Por sua vez Vitorino Hossi, ministro do Comércio indicado pela UNITA acredita que o GURN deixou boas sementes para o futuro sobretudo no que toca à convivência e a coabitação.

“O que eu retenho da minha passagem pelo GURN, em primeiro lugar, foi a boa intenção de criarmos um governo de unidade e de reconciliação nacional, que servisse de esteio para aquilo que era o desejo de todos os angolanos, que servisse de exemplo de reconciliação e que fizesse com que as populações todas se sentissem de verdadeiramente representadas num todo.
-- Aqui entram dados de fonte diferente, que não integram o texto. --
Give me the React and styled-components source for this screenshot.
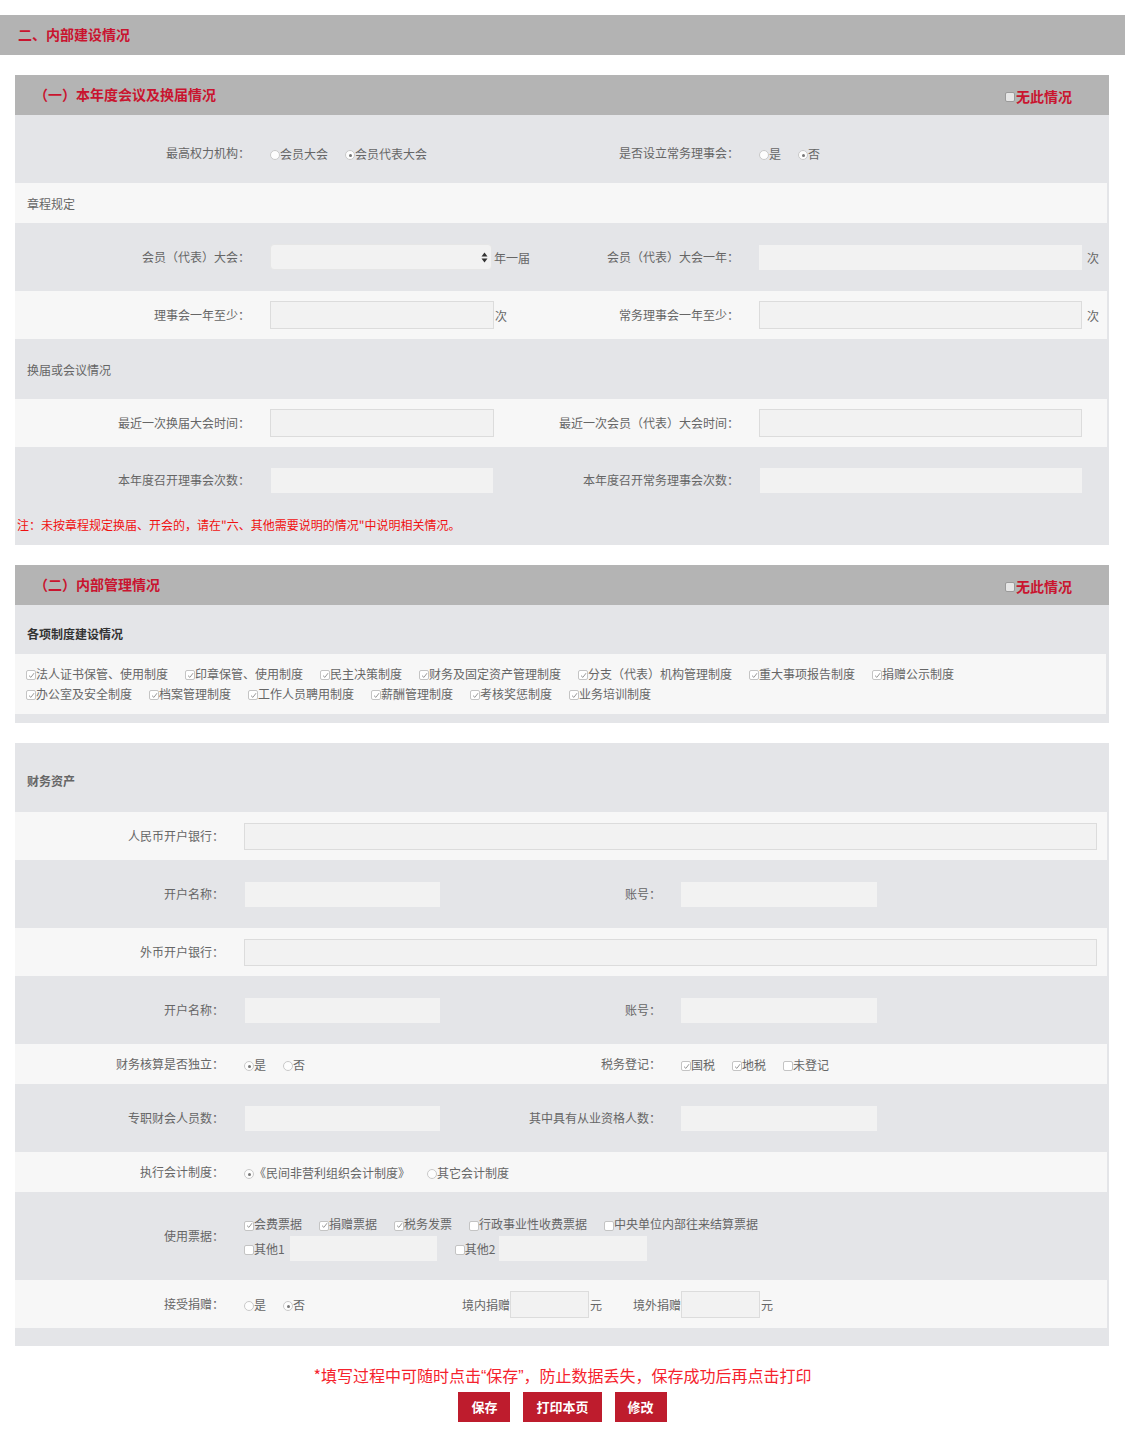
import React from "react";
import styled, { createGlobalStyle } from "styled-components";

const GlobalStyle = createGlobalStyle`
  body {
    margin: 0;
    background: #fff;
    font-family: "Noto Sans CJK SC", "Liberation Sans", sans-serif;
    font-size: 12px;
    color: #666;
  }
  * { box-sizing: border-box; }
`;

const RED = "#c9142f";

const Page = styled.div`
  padding: 15px 0 18px;
`;

const TopBar = styled.div`
  height: 40px;
  background: #b3b3b3;
  display: flex;
  align-items: center;
  padding: 0 0 2px 18px;
  color: ${RED};
  font-size: 14px;
  font-weight: bold;
`;

const Panel = styled.section`
  margin: 20px 16px 0 15px;
  background: #e4e5e8;
  padding-bottom: ${(p) => p.$pb || 0}px;
`;

const PanelHead = styled.div`
  height: 40px;
  background: #b4b4b4;
  display: flex;
  align-items: center;
  justify-content: space-between;
  padding: 0 37px 2px 19px;
`;

const HeadTitle = styled.h3`
  margin: 0;
  font-size: 14px;
  font-weight: bold;
  color: ${RED};
`;

const NoneCheck = styled.label`
  display: flex;
  align-items: center;
  color: ${RED};
  font-size: 14px;
  font-weight: bold;
  margin-top: 3px;
`;

const GreyBox = styled.span`
  width: 10px;
  height: 10px;
  border: 1px solid #9a9a9a;
  border-radius: 2px;
  background: #e6e6e6;
  margin: 3px 1px 0 0;
`;

const Row = styled.div`
  display: grid;
  grid-template-columns: ${(p) => p.$cols};
  align-items: center;
  height: ${(p) => p.$h}px;
  padding-top: ${(p) => p.$pt || 0}px;
  background: ${(p) => (p.$light ? "#f7f7f7" : "transparent")};
  margin-right: ${(p) => (p.$light ? 2 : 0)}px;
`;

const Label = styled.div`
  text-align: right;
  padding-right: 20px;
  padding-bottom: 2px;
  white-space: nowrap;
`;

const Cell = styled.div`
  display: flex;
  align-items: center;
  white-space: nowrap;
  grid-column: ${(p) => p.$span || "auto"};
  justify-content: ${(p) => p.$justify || "flex-start"};
`;

const Lines = styled.div`
  grid-column: 2 / -1;
  display: flex;
  flex-direction: column;
`;

const Line = styled.div`
  display: flex;
  align-items: center;
  min-height: ${(p) => p.$h || 20}px;
`;

const SubTitle = styled.div`
  grid-column: 1 / -1;
  padding-left: 12px;
  font-weight: ${(p) => (p.$bold ? "bold" : "normal")};
  color: ${(p) => p.$color || "#666"};
`;

const Field = styled.input`
  width: ${(p) => p.$w}px;
  height: ${(p) => (p.$bordered ? 28 : 25)}px;
  border: ${(p) => (p.$bordered ? "1px solid #dcdcdc" : "none")};
  background: #f2f2f2;
  margin: 0 ${(p) => p.$mr || 0}px 0 ${(p) => p.$ml || 0}px;
  padding: 0 4px;
  outline: none;
  font: inherit;
`;

const SelectBox = styled.div`
  width: 223px;
  height: 26px;
  border: 1px solid #e6e6e6;
  border-radius: 4px;
  background: #f2f2f2;
  display: flex;
  align-items: center;
  justify-content: flex-end;
  padding-right: 3px;
  margin-right: 2px;
`;

const Unit = styled.span`
  margin-left: ${(p) => p.$ml || 0}px;
`;

const Opt = styled.label`
  display: inline-flex;
  align-items: center;
  margin-right: ${(p) => (p.$mr === undefined ? 17 : p.$mr)}px;
  white-space: nowrap;
`;

const Box = styled.span`
  width: 10px;
  height: 10px;
  border: 1px solid #c4c4c4;
  border-radius: 2px;
  background: #fff;
  display: inline-flex;
  align-items: center;
  justify-content: center;
  margin-top: 4px;
  flex-shrink: 0;
`;

const Dot = styled.span`
  width: 10px;
  height: 10px;
  border: 1px solid #c9c9c9;
  border-radius: 50%;
  background: #fdfdfd;
  display: inline-flex;
  align-items: center;
  justify-content: center;
  margin-top: 4px;
  flex-shrink: 0;
  &::after {
    content: "";
    width: 3px;
    height: 3px;
    border-radius: 50%;
    background: ${(p) => (p.$on ? "#777" : "transparent")};
  }
`;

const Note = styled.div`
  padding: 3px 2px 0;
  height: 31px;
  color: #f01010;
  line-height: 16px;
`;

const Boxes = styled.div`
  background: #f7f7f7;
  margin-right: 3px;
  padding: 9px 11px 11px;
`;

const Footer = styled.div`
  margin-top: 18px;
  text-align: center;
`;

const Tip = styled.div`
  color: #f5222d;
  font-size: 16px;
  line-height: 22px;
`;

const Quote = styled.span`
  font-family: "Liberation Sans", sans-serif;
`;

const Buttons = styled.div`
  display: flex;
  justify-content: center;
  gap: 13px;
  margin-top: 4px;
`;

const Button = styled.button`
  height: 30px;
  padding: 0 13px 1px;
  border: none;
  background: #be1c2d;
  color: #fff;
  font: inherit;
  font-size: 13px;
  font-weight: bold;
  cursor: pointer;
`;

const Check = ({ on, children, mr }) => (
  <Opt $mr={mr}>
    <Box>
      {on && (
        <svg width="7" height="7" viewBox="0 0 7 7">
          <path d="M1 3.6 L2.9 5.4 L6 1.2" stroke="#999" strokeWidth="1" fill="none" />
        </svg>
      )}
    </Box>
    {children}
  </Opt>
);

const Radio = ({ on, children, mr }) => (
  <Opt $mr={mr}>
    <Dot $on={on} />
    {children}
  </Opt>
);

const Arrows = () => (
  <svg width="7" height="11" viewBox="0 0 7 11">
    <path d="M3.5 0.5 L6.5 4.5 L0.5 4.5 Z" fill="#333" />
    <path d="M3.5 10.5 L6.5 6.5 L0.5 6.5 Z" fill="#333" />
  </svg>
);

const C1 = "255px 260px 229px 1fr";
const C3 = "229px 216px 221px 1fr";

const rules1 = [
  "法人证书保管、使用制度",
  "印章保管、使用制度",
  "民主决策制度",
  "财务及固定资产管理制度",
  "分支（代表）机构管理制度",
  "重大事项报告制度",
  "捐赠公示制度",
];
const rules2 = ["办公室及安全制度", "档案管理制度", "工作人员聘用制度", "薪酬管理制度", "考核奖惩制度", "业务培训制度"];

export default function App() {
  return (
    <Page>
      <GlobalStyle />
      <TopBar>二、内部建设情况</TopBar>

      <Panel>
        <PanelHead>
          <HeadTitle>（一）本年度会议及换届情况</HeadTitle>
          <NoneCheck>
            <GreyBox />
            无此情况
          </NoneCheck>
        </PanelHead>

        <Row $cols={C1} $h={68} $pt={8}>
          <Label>最高权力机构：</Label>
          <Cell>
            <Radio>会员大会</Radio>
            <Radio on>会员代表大会</Radio>
          </Cell>
          <Label>是否设立常务理事会：</Label>
          <Cell>
            <Radio>是</Radio>
            <Radio on>否</Radio>
          </Cell>
        </Row>

        <Row $cols="1fr" $h={40} $light>
          <SubTitle>章程规定</SubTitle>
        </Row>

        <Row $cols={C1} $h={68}>
          <Label>会员（代表）大会：</Label>
          <Cell>
            <SelectBox>
              <Arrows />
            </SelectBox>
            年一届
          </Cell>
          <Label>会员（代表）大会一年：</Label>
          <Cell>
            <Field $w={323} />
            <Unit $ml={5}>次</Unit>
          </Cell>
        </Row>

        <Row $cols={C1} $h={48} $light>
          <Label>理事会一年至少：</Label>
          <Cell>
            <Field $w={224} $bordered />
            <Unit $ml={1}>次</Unit>
          </Cell>
          <Label>常务理事会一年至少：</Label>
          <Cell>
            <Field $w={323} $bordered />
            <Unit $ml={5}>次</Unit>
          </Cell>
        </Row>

        <Row $cols="1fr" $h={60}>
          <SubTitle>换届或会议情况</SubTitle>
        </Row>

        <Row $cols={C1} $h={48} $light>
          <Label>最近一次换届大会时间：</Label>
          <Cell>
            <Field $w={224} $bordered />
          </Cell>
          <Label>最近一次会员（代表）大会时间：</Label>
          <Cell>
            <Field $w={323} $bordered />
          </Cell>
        </Row>

        <Row $cols={C1} $h={67}>
          <Label>本年度召开理事会次数：</Label>
          <Cell>
            <Field $w={222} $ml={1} />
          </Cell>
          <Label>本年度召开常务理事会次数：</Label>
          <Cell>
            <Field $w={322} $ml={1} />
          </Cell>
        </Row>

        <Note>注：未按章程规定换届、开会的，请在"六、其他需要说明的情况"中说明相关情况。</Note>
      </Panel>

      <Panel $pb={9}>
        <PanelHead>
          <HeadTitle>（二）内部管理情况</HeadTitle>
          <NoneCheck>
            <GreyBox />
            无此情况
          </NoneCheck>
        </PanelHead>
        <Row $cols="1fr" $h={49} $pt={7}>
          <SubTitle $bold $color="#333">
            各项制度建设情况
          </SubTitle>
        </Row>
        <Boxes>
          <Line>
            {rules1.map((r) => (
              <Check key={r} on>
                {r}
              </Check>
            ))}
          </Line>
          <Line>
            {rules2.map((r) => (
              <Check key={r} on>
                {r}
              </Check>
            ))}
          </Line>
        </Boxes>
      </Panel>

      <Panel $pb={18}>
        <Row $cols="1fr" $h={69} $pt={6}>
          <SubTitle $bold>财务资产</SubTitle>
        </Row>

        <Row $cols={C3} $h={48} $light>
          <Label>人民币开户银行：</Label>
          <Cell $span="2 / -1">
            <Field $w={853} $bordered style={{ height: 27 }} />
          </Cell>
        </Row>

        <Row $cols={C3} $h={68}>
          <Label>开户名称：</Label>
          <Cell>
            <Field $w={195} $ml={1} />
          </Cell>
          <Label>账号：</Label>
          <Cell>
            <Field $w={196} />
          </Cell>
        </Row>

        <Row $cols={C3} $h={48} $light>
          <Label>外币开户银行：</Label>
          <Cell $span="2 / -1">
            <Field $w={853} $bordered style={{ height: 27 }} />
          </Cell>
        </Row>

        <Row $cols={C3} $h={68}>
          <Label>开户名称：</Label>
          <Cell>
            <Field $w={195} $ml={1} />
          </Cell>
          <Label>账号：</Label>
          <Cell>
            <Field $w={196} />
          </Cell>
        </Row>

        <Row $cols={C3} $h={40} $light>
          <Label>财务核算是否独立：</Label>
          <Cell>
            <Radio on>是</Radio>
            <Radio>否</Radio>
          </Cell>
          <Label>税务登记：</Label>
          <Cell>
            <Check on>国税</Check>
            <Check on>地税</Check>
            <Check>未登记</Check>
          </Cell>
        </Row>

        <Row $cols={C3} $h={68}>
          <Label>专职财会人员数：</Label>
          <Cell>
            <Field $w={195} $ml={1} />
          </Cell>
          <Label>其中具有从业资格人数：</Label>
          <Cell>
            <Field $w={196} />
          </Cell>
        </Row>

        <Row $cols={C3} $h={40} $light>
          <Label>执行会计制度：</Label>
          <Cell $span="2 / -1">
            <Radio on>《民间非营利组织会计制度》</Radio>
            <Radio>其它会计制度</Radio>
          </Cell>
        </Row>

        <Row $cols={C3} $h={88}>
          <Label>使用票据：</Label>
          <Lines>
            <Line $h={24}>
              <Check on>会费票据</Check>
              <Check on>捐赠票据</Check>
              <Check on>税务发票</Check>
              <Check>行政事业性收费票据</Check>
              <Check>中央单位内部往来结算票据</Check>
            </Line>
            <Line $h={25}>
              <Check mr={0}>其他1</Check>
              <Field $w={147} $ml={5} $mr={18} />
              <Check mr={0}>其他2</Check>
              <Field $w={148} $ml={4} />
            </Line>
          </Lines>
        </Row>

        <Row $cols={C3} $h={48} $light>
          <Label>接受捐赠：</Label>
          <Cell>
            <Radio>是</Radio>
            <Radio on>否</Radio>
          </Cell>
          <Cell $justify="space-between">
            <Cell>
              <Unit $ml={2}>境内捐赠</Unit>
              <Field $w={79} $bordered style={{ height: 27 }} />
              <Unit $ml={1}>元</Unit>
            </Cell>
            <span>境外捐赠</span>
          </Cell>
          <Cell>
            <Field $w={79} $bordered style={{ height: 27 }} />
            <Unit $ml={1}>元</Unit>
          </Cell>
        </Row>
      </Panel>

      <Footer>
        <Tip>
          *填写过程中可随时点击<Quote>“</Quote>保存<Quote>”</Quote>，防止数据丢失，保存成功后再点击打印
        </Tip>
        <Buttons>
          <Button>保存</Button>
          <Button>打印本页</Button>
          <Button>修改</Button>
        </Buttons>
      </Footer>
    </Page>
  );
}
Houve muitas insuficiências, mas a intenção não só estava lá, como permanece ainda hoje”.

A experiência da passagem pelo governo deu a este jurista a oportunidade de servir uma instituição liderada por outro partido que não o seu. Aí também Vitorino Hossi diz que se deu bem. Não tem memória de bloqueios, argumento frequentemente levantado por ministros indicados por outros partidos.

“Tive oportunidade de mostrar um trabalho que era necessário fazer. Identifiquei eu mesmo o que era prioritário e, independentemente da situação em que vivíamos, tive poderes e autoridade para exercer o meu mandato sem limitações. Creio que foi bom ter dado o contributo que dei à reconciliação nacional. Pessoalmente, acho que foi interessante, foi uma experiência bonita e única, conheci mais gente, tanto da UNITA como do MPLA, por conseguinte foi uma experiência gratificante”.

A passagem discreta do décimo aniversário do GURN expõe às autoridades à velha observação de que não sabe fazer relações públicas. Observadores ouvidos pela Voz da América notam que este déficit teria ditos custos no período que se seguiu às eleições. “O governo nunca explorou convenientemente o facto de ter subvencionado anos a fio o combustível usado pela missão da ONU em Angola”.

De acordo com um observador, desta vez “o MPLA deixou passar mais uma oportunidade de mostrar à comunidade internacional os aspectos bons deste processo de reconciliação, ou seja, a ausência de guerra, a vigência de um governo de unidade nacional. É um processo que, nalguns aspectos, “pode ser tomado como um modelo de resolução de conflitos em África”.